● Exercise:
Take the material below and retype it in full; pictures are left out.

● Data section:
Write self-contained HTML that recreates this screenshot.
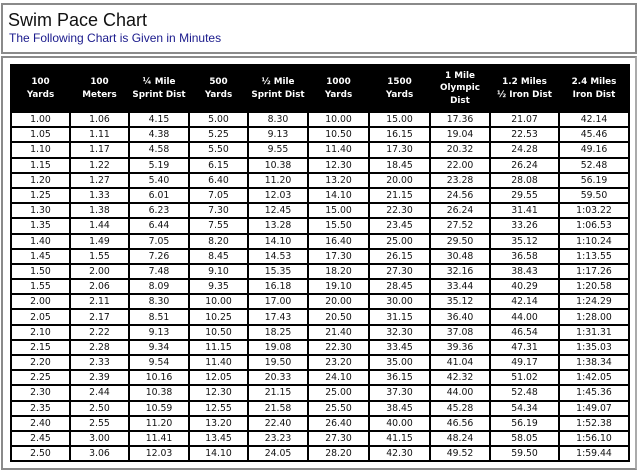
<!DOCTYPE html>
<html><head><style>
body{margin:0;width:640px;height:452px;overflow:hidden;background:#fff;font-family:"DejaVu Sans",Verdana,sans-serif;position:relative}
.box1{position:absolute;left:1px;top:3px;width:632px;height:47px;border:2px solid #8a8a8a}
.box2{position:absolute;left:1px;top:56px;width:632px;height:410px;border:2px solid #8a8a8a;border-right-color:#aaa}
h1{position:absolute;left:8px;top:10px;margin:0;font:18px "Liberation Sans",Arial,sans-serif;color:#111}
.sub{position:absolute;left:9px;top:31px;font:12px "Liberation Sans",Arial,sans-serif;color:#1a1a8c}
table{position:absolute;left:10px;top:64px;width:618px;background:#000;border-spacing:2px;table-layout:fixed;border-collapse:separate;padding:0 0 0 0}
th{color:#fff;font-weight:bold;font-size:8.8px;line-height:12.5px;height:45px;padding:0;text-align:center}
td{background:#fff;height:13.2px;padding:0;font-size:9.3px;line-height:13px;text-align:center;color:#111}
</style></head><body>
<div class="box1"></div>
<h1>Swim Pace Chart</h1>
<div class="sub">The Following Chart is Given in Minutes</div>
<div class="box2"></div>
<table>
<colgroup><col style="width:57px"><col style="width:57px"><col style="width:58px"><col style="width:57px"><col style="width:58px"><col style="width:59px"><col style="width:59px"><col style="width:58px"><col style="width:67px"><col style="width:68px"></colgroup>
<tr><th>100<br>Yards</th><th>100<br>Meters</th><th>¼ Mile<br>Sprint Dist</th><th>500<br>Yards</th><th>½ Mile<br>Sprint Dist</th><th>1000<br>Yards</th><th>1500<br>Yards</th><th>1 Mile<br>Olympic<br>Dist</th><th>1.2 Miles<br>½ Iron Dist</th><th>2.4 Miles<br>Iron Dist</th></tr>
<tr><td>1.00</td><td>1.06</td><td>4.15</td><td>5.00</td><td>8.30</td><td>10.00</td><td>15.00</td><td>17.36</td><td>21.07</td><td>42.14</td></tr>
<tr><td>1.05</td><td>1.11</td><td>4.38</td><td>5.25</td><td>9.13</td><td>10.50</td><td>16.15</td><td>19.04</td><td>22.53</td><td>45.46</td></tr>
<tr><td>1.10</td><td>1.17</td><td>4.58</td><td>5.50</td><td>9.55</td><td>11.40</td><td>17.30</td><td>20.32</td><td>24.28</td><td>49.16</td></tr>
<tr><td>1.15</td><td>1.22</td><td>5.19</td><td>6.15</td><td>10.38</td><td>12.30</td><td>18.45</td><td>22.00</td><td>26.24</td><td>52.48</td></tr>
<tr><td>1.20</td><td>1.27</td><td>5.40</td><td>6.40</td><td>11.20</td><td>13.20</td><td>20.00</td><td>23.28</td><td>28.08</td><td>56.19</td></tr>
<tr><td>1.25</td><td>1.33</td><td>6.01</td><td>7.05</td><td>12.03</td><td>14.10</td><td>21.15</td><td>24.56</td><td>29.55</td><td>59.50</td></tr>
<tr><td>1.30</td><td>1.38</td><td>6.23</td><td>7.30</td><td>12.45</td><td>15.00</td><td>22.30</td><td>26.24</td><td>31.41</td><td>1:03.22</td></tr>
<tr><td>1.35</td><td>1.44</td><td>6.44</td><td>7.55</td><td>13.28</td><td>15.50</td><td>23.45</td><td>27.52</td><td>33.26</td><td>1:06.53</td></tr>
<tr><td>1.40</td><td>1.49</td><td>7.05</td><td>8.20</td><td>14.10</td><td>16.40</td><td>25.00</td><td>29.50</td><td>35.12</td><td>1:10.24</td></tr>
<tr><td>1.45</td><td>1.55</td><td>7.26</td><td>8.45</td><td>14.53</td><td>17.30</td><td>26.15</td><td>30.48</td><td>36.58</td><td>1:13.55</td></tr>
<tr><td>1.50</td><td>2.00</td><td>7.48</td><td>9.10</td><td>15.35</td><td>18.20</td><td>27.30</td><td>32.16</td><td>38.43</td><td>1:17.26</td></tr>
<tr><td>1.55</td><td>2.06</td><td>8.09</td><td>9.35</td><td>16.18</td><td>19.10</td><td>28.45</td><td>33.44</td><td>40.29</td><td>1:20.58</td></tr>
<tr><td>2.00</td><td>2.11</td><td>8.30</td><td>10.00</td><td>17.00</td><td>20.00</td><td>30.00</td><td>35.12</td><td>42.14</td><td>1:24.29</td></tr>
<tr><td>2.05</td><td>2.17</td><td>8.51</td><td>10.25</td><td>17.43</td><td>20.50</td><td>31.15</td><td>36.40</td><td>44.00</td><td>1:28.00</td></tr>
<tr><td>2.10</td><td>2.22</td><td>9.13</td><td>10.50</td><td>18.25</td><td>21.40</td><td>32.30</td><td>37.08</td><td>46.54</td><td>1:31.31</td></tr>
<tr><td>2.15</td><td>2.28</td><td>9.34</td><td>11.15</td><td>19.08</td><td>22.30</td><td>33.45</td><td>39.36</td><td>47.31</td><td>1:35.03</td></tr>
<tr><td>2.20</td><td>2.33</td><td>9.54</td><td>11.40</td><td>19.50</td><td>23.20</td><td>35.00</td><td>41.04</td><td>49.17</td><td>1:38.34</td></tr>
<tr><td>2.25</td><td>2.39</td><td>10.16</td><td>12.05</td><td>20.33</td><td>24.10</td><td>36.15</td><td>42.32</td><td>51.02</td><td>1:42.05</td></tr>
<tr><td>2.30</td><td>2.44</td><td>10.38</td><td>12.30</td><td>21.15</td><td>25.00</td><td>37.30</td><td>44.00</td><td>52.48</td><td>1:45.36</td></tr>
<tr><td>2.35</td><td>2.50</td><td>10.59</td><td>12.55</td><td>21.58</td><td>25.50</td><td>38.45</td><td>45.28</td><td>54.34</td><td>1:49.07</td></tr>
<tr><td>2.40</td><td>2.55</td><td>11.20</td><td>13.20</td><td>22.40</td><td>26.40</td><td>40.00</td><td>46.56</td><td>56.19</td><td>1:52.38</td></tr>
<tr><td>2.45</td><td>3.00</td><td>11.41</td><td>13.45</td><td>23.23</td><td>27.30</td><td>41.15</td><td>48.24</td><td>58.05</td><td>1:56.10</td></tr>
<tr><td>2.50</td><td>3.06</td><td>12.03</td><td>14.10</td><td>24.05</td><td>28.20</td><td>42.30</td><td>49.52</td><td>59.50</td><td>1:59.44</td></tr>
</table>
</body></html>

● Exercise response:
Write self-contained HTML that recreates this screenshot.
<!DOCTYPE html>
<html><head><style>
body{margin:0;width:640px;height:452px;overflow:hidden;background:#fff;font-family:"DejaVu Sans",Verdana,sans-serif;position:relative}
.box1{position:absolute;left:1px;top:3px;width:632px;height:47px;border:2px solid #8a8a8a}
.box2{position:absolute;left:1px;top:56px;width:632px;height:410px;border:2px solid #8a8a8a;border-right-color:#aaa}
h1{position:absolute;left:8px;top:10px;margin:0;font:18px "Liberation Sans",Arial,sans-serif;color:#111}
.sub{position:absolute;left:9px;top:31px;font:12px "Liberation Sans",Arial,sans-serif;color:#1a1a8c}
table{position:absolute;left:10px;top:64px;width:618px;background:#000;border-spacing:2px;table-layout:fixed;border-collapse:separate;padding:0 0 0 0}
th{color:#fff;font-weight:bold;font-size:8.8px;line-height:12.5px;height:45px;padding:0;text-align:center}
td{background:#fff;height:13.2px;padding:0;font-size:9.3px;line-height:13px;text-align:center;color:#111}
</style></head><body>
<div class="box1"></div>
<h1>Swim Pace Chart</h1>
<div class="sub">The Following Chart is Given in Minutes</div>
<div class="box2"></div>
<table>
<colgroup><col style="width:57px"><col style="width:57px"><col style="width:58px"><col style="width:57px"><col style="width:58px"><col style="width:59px"><col style="width:59px"><col style="width:58px"><col style="width:67px"><col style="width:68px"></colgroup>
<tr><th>100<br>Yards</th><th>100<br>Meters</th><th>¼ Mile<br>Sprint Dist</th><th>500<br>Yards</th><th>½ Mile<br>Sprint Dist</th><th>1000<br>Yards</th><th>1500<br>Yards</th><th>1 Mile<br>Olympic<br>Dist</th><th>1.2 Miles<br>½ Iron Dist</th><th>2.4 Miles<br>Iron Dist</th></tr>
<tr><td>1.00</td><td>1.06</td><td>4.15</td><td>5.00</td><td>8.30</td><td>10.00</td><td>15.00</td><td>17.36</td><td>21.07</td><td>42.14</td></tr>
<tr><td>1.05</td><td>1.11</td><td>4.38</td><td>5.25</td><td>9.13</td><td>10.50</td><td>16.15</td><td>19.04</td><td>22.53</td><td>45.46</td></tr>
<tr><td>1.10</td><td>1.17</td><td>4.58</td><td>5.50</td><td>9.55</td><td>11.40</td><td>17.30</td><td>20.32</td><td>24.28</td><td>49.16</td></tr>
<tr><td>1.15</td><td>1.22</td><td>5.19</td><td>6.15</td><td>10.38</td><td>12.30</td><td>18.45</td><td>22.00</td><td>26.24</td><td>52.48</td></tr>
<tr><td>1.20</td><td>1.27</td><td>5.40</td><td>6.40</td><td>11.20</td><td>13.20</td><td>20.00</td><td>23.28</td><td>28.08</td><td>56.19</td></tr>
<tr><td>1.25</td><td>1.33</td><td>6.01</td><td>7.05</td><td>12.03</td><td>14.10</td><td>21.15</td><td>24.56</td><td>29.55</td><td>59.50</td></tr>
<tr><td>1.30</td><td>1.38</td><td>6.23</td><td>7.30</td><td>12.45</td><td>15.00</td><td>22.30</td><td>26.24</td><td>31.41</td><td>1:03.22</td></tr>
<tr><td>1.35</td><td>1.44</td><td>6.44</td><td>7.55</td><td>13.28</td><td>15.50</td><td>23.45</td><td>27.52</td><td>33.26</td><td>1:06.53</td></tr>
<tr><td>1.40</td><td>1.49</td><td>7.05</td><td>8.20</td><td>14.10</td><td>16.40</td><td>25.00</td><td>29.50</td><td>35.12</td><td>1:10.24</td></tr>
<tr><td>1.45</td><td>1.55</td><td>7.26</td><td>8.45</td><td>14.53</td><td>17.30</td><td>26.15</td><td>30.48</td><td>36.58</td><td>1:13.55</td></tr>
<tr><td>1.50</td><td>2.00</td><td>7.48</td><td>9.10</td><td>15.35</td><td>18.20</td><td>27.30</td><td>32.16</td><td>38.43</td><td>1:17.26</td></tr>
<tr><td>1.55</td><td>2.06</td><td>8.09</td><td>9.35</td><td>16.18</td><td>19.10</td><td>28.45</td><td>33.44</td><td>40.29</td><td>1:20.58</td></tr>
<tr><td>2.00</td><td>2.11</td><td>8.30</td><td>10.00</td><td>17.00</td><td>20.00</td><td>30.00</td><td>35.12</td><td>42.14</td><td>1:24.29</td></tr>
<tr><td>2.05</td><td>2.17</td><td>8.51</td><td>10.25</td><td>17.43</td><td>20.50</td><td>31.15</td><td>36.40</td><td>44.00</td><td>1:28.00</td></tr>
<tr><td>2.10</td><td>2.22</td><td>9.13</td><td>10.50</td><td>18.25</td><td>21.40</td><td>32.30</td><td>37.08</td><td>46.54</td><td>1:31.31</td></tr>
<tr><td>2.15</td><td>2.28</td><td>9.34</td><td>11.15</td><td>19.08</td><td>22.30</td><td>33.45</td><td>39.36</td><td>47.31</td><td>1:35.03</td></tr>
<tr><td>2.20</td><td>2.33</td><td>9.54</td><td>11.40</td><td>19.50</td><td>23.20</td><td>35.00</td><td>41.04</td><td>49.17</td><td>1:38.34</td></tr>
<tr><td>2.25</td><td>2.39</td><td>10.16</td><td>12.05</td><td>20.33</td><td>24.10</td><td>36.15</td><td>42.32</td><td>51.02</td><td>1:42.05</td></tr>
<tr><td>2.30</td><td>2.44</td><td>10.38</td><td>12.30</td><td>21.15</td><td>25.00</td><td>37.30</td><td>44.00</td><td>52.48</td><td>1:45.36</td></tr>
<tr><td>2.35</td><td>2.50</td><td>10.59</td><td>12.55</td><td>21.58</td><td>25.50</td><td>38.45</td><td>45.28</td><td>54.34</td><td>1:49.07</td></tr>
<tr><td>2.40</td><td>2.55</td><td>11.20</td><td>13.20</td><td>22.40</td><td>26.40</td><td>40.00</td><td>46.56</td><td>56.19</td><td>1:52.38</td></tr>
<tr><td>2.45</td><td>3.00</td><td>11.41</td><td>13.45</td><td>23.23</td><td>27.30</td><td>41.15</td><td>48.24</td><td>58.05</td><td>1:56.10</td></tr>
<tr><td>2.50</td><td>3.06</td><td>12.03</td><td>14.10</td><td>24.05</td><td>28.20</td><td>42.30</td><td>49.52</td><td>59.50</td><td>1:59.44</td></tr>
</table>
</body></html>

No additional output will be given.